By the grace of God (or complete rage in my eyes), he got on the bus. I walked into the house looking a bit out of sorts, but gave zero indication that anything was out of sync when my husband came down the steps. I am supposed to be the calm one. How can I admit I’d lost it on a 12 year old?
I’m happy to say that when he got in the car after swimming today, he was his bright and cheerful self (at least for the time being). We talked about the morning and discussed ways that we each could have handled it better.

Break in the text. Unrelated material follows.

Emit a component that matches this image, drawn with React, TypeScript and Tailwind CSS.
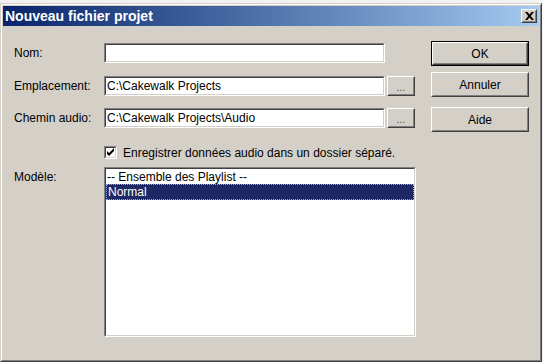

The funny thing is, I’m pretty sure I had reacted like many parents have on many occasions. I engaged in the dance of the tween/teen years. Where these beautiful human beings still look and often act like children, but begin to interact with you like an adult. In short, they learn how to push your buttons in a more grown-up way. The tough thing to remember, is that we are still the adults. We still run the show (although it doesn’t often feel like that). During these meltdowns, our kids are looking to us to provide boundaries, limits, and a safe haven in which to unravel. It gives them a fence where they can test their emotions, their language, maybe rage a bit if needed. The less we can react to the drama, the quicker the fuse will go out. Unfortunately, I was not great at doing that today. The best part about kids is that even after a hot mess of a day, where I felt like one of the most ineffective parents on earth, I got an “I love you” and an “I’m sorry for today”. I also got a really long hug. I think we both needed that. Nobody gets it right all the time. I am hoping to do it right most of the time. Thankfully, we can try again tomorrow.